On 23 September 2019, the trio announced that they would split-up, stating: "It is with the heaviest of hearts that we announce 3 final performances to mark the end of TLK. Despite your unwavering support and generosity, we have struggled to keep TLK financially viable over the years and although it’s never been 'about the money' when we add the financial strain to the demands of our own lives and our individual wants and needs, we have simply come to the point where it’s all just a bit too hard. What we don’t want to happen is to reach the point where it’s all too hard and it stops being any fun because the fun, dear Kittens, was always the only reason to do any of this. We want to assure you that through a lot of honest conversation, our decision was made with love and care for each other, and for you all. We decided that if we were going to call time on the band, then there’s only one way we want to go out – the three of us standing together and having a big fucking last laugh. We would like our final shows to be a huge celebration of everything that we’ve achieved over the past 6 years (and by 'we', we mean us three, the whole of our extended Team Kitten and all of you lot). We hope you will take up your place in the squad one last time. A social media post cannot adequately describe what being in TLK has done for each of us and we understand that some of you hold your memories and experiences of TLK just as closely as we do. [...] As always, big Kitten love. It’s been a helluva ride!"

In February 2020, The Lounge Kittens performed their final three shows ("An Evening With The (Departure) Lounge Kittens & Friends") in Manchester, London and Southampton.
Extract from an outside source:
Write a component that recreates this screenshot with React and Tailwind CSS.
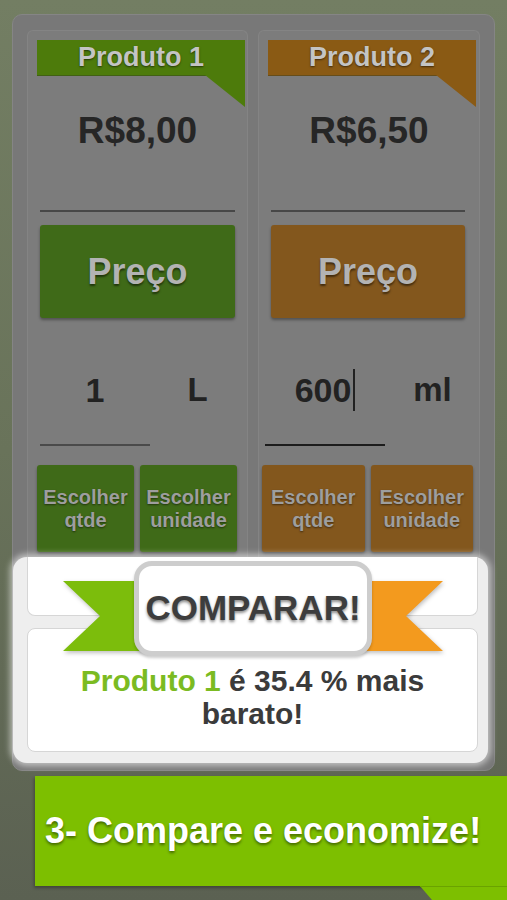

The final show was at The 1865, Southampton on 29 February 2020.

== Discography ==
===Albums and EPs===
==== Just The Tip... (2015) ====

| Track | Title | Original Artist | Video Release Date |
|---|---|---|---|
| 1 | Party Hard | Andrew W.K. | 3 December 2014 |
| 2 | Duality | Slipknot | 17 October 2014 |
| 4 | Get Busy Blazin', Hold My Temperature Like Glue | Sean Paul | 8 April 2015 |
| 4 | Rollin' | Limp Bizkit | 26 February 2014 |
| 5 | I Don't Want to Miss a Thing | Aerosmith | 2 June 2014 |
| 6 | Gloryhole | Steel Panther | 27 February 2015 |

==== Sequins & C-Bombs (2016) ====

| Track | Title | Original Artist | Video Release Date |
|---|---|---|---|
| 1 | Poison | Alice Cooper | 16 August 2016 |
| 2 | Bounce | System of a Down | 15 September 2016 |
| 3 | Yeah | Usher | 19 April 2017 |
| 4 | Jump Around | House of Pain | —N/a |
| 5 | Love Is Only a Feeling | The Darkness | 16 December 2016 |
| 6 | Dirty Deeds Done Dirt Cheap | AC/DC | 16 June 2016 |
| 7 | Africa | Toto | 26 July 2016 |
| 8 | Smack My Firestarter to Outer Space | The Prodigy | —N/a |
| 9 | Bodies | Drowning Pool | —N/a |
| 10 | Want You Bad | The Offspring | —N/a |
| 11 | Changes | David Bowie | —N/a |
| 12 | Sad but True | Metallica | 4 March 2020 |
| 13 | Rammers (Medley) | Rammstein | —N/a |
| 14 | The Cave | Mumford & Sons | —N/a |
| 15 | The Beautiful People | Marilyn Manson | 16 October 2016 |

==== Have Another... (2019) ====

| Track | Title | Original Artist | Video Release Date |
|---|---|---|---|
| 1 | Gold Dust | DJ Fresh | 13 March 2019 |
| 2 | Violent Pornography | System Of A Down | —N/a |
| 3 | The Middle | Jimmy Eat World | 9 January 2019 |
| 4 | Cheerleader | Omi | —N/a |
| 5 | One Step Closer | Linkin Park | 31 October 2019 |
| 6 | Love Walked In | Thunder | —N/a |

==== Do It LIVE (2020) ====

| Track | Title | Original Artist | Venue |
|---|---|---|---|
| 1 | Welcome | —N/a | St Pancras Old Church |
| 2 | Rollin' (Air Raid Vehicle) | Limp Bizkit | St Pancras Old Church |
| 3 | Duality | Slipknot | Band on the Wall |
| 4 | Violent Pornography (With Full Band) | System of a Down | Union Chapel |
| 5 | We're Definitely Going to Hell | —N/a | St Pancras Old Church |
| 6 | All Night Long (All Night) (With Full Band) | Lionel Richie | Union Chapel |
| 7 | The Middle | Jimmy Eat World | Band on the Wall |
| 8 | Foxtrot Uniform Charlie Kilo | Bloodhound Gang | St Pancras Old Church |
| 9 | Jump Around | House of Pain | St Pancras Old Church |
| 10 | Gold Dust (With Full Band) | DJ Fresh | Union Chapel |
| 11 | Gloryhole | Steel Panther | Union Chapel |
| 12 | Hail Satan! | —N/a | St Pancras Old Church |
| 13 | One Step Closer (With Full Band) | Linkin Park | Band on the Wall |
| 14 | Angry White Guy Polka | "Weird Al" Yankovic | Union Chapel |
| 15 | We've Been the Lounge Kittens | —N/a | St Pancras Old Church |
| 16 | Medley: A Vocal Tribute to Avicii (With Full Band) | Avicii | St Pancras Old Church |
| 17 | Buh-Bye | —N/a | The 1865 |

=== Singles ===
"Party Hard" - 14 December 2014

"Medley: A Vocal Tribute to Avicii" - 21 February 2019

=== Other ===
"Sad but True" - 3 June 2015. The Lounge Kittens feature on a free cover CD in Kerrang! with their version of the Metallica song.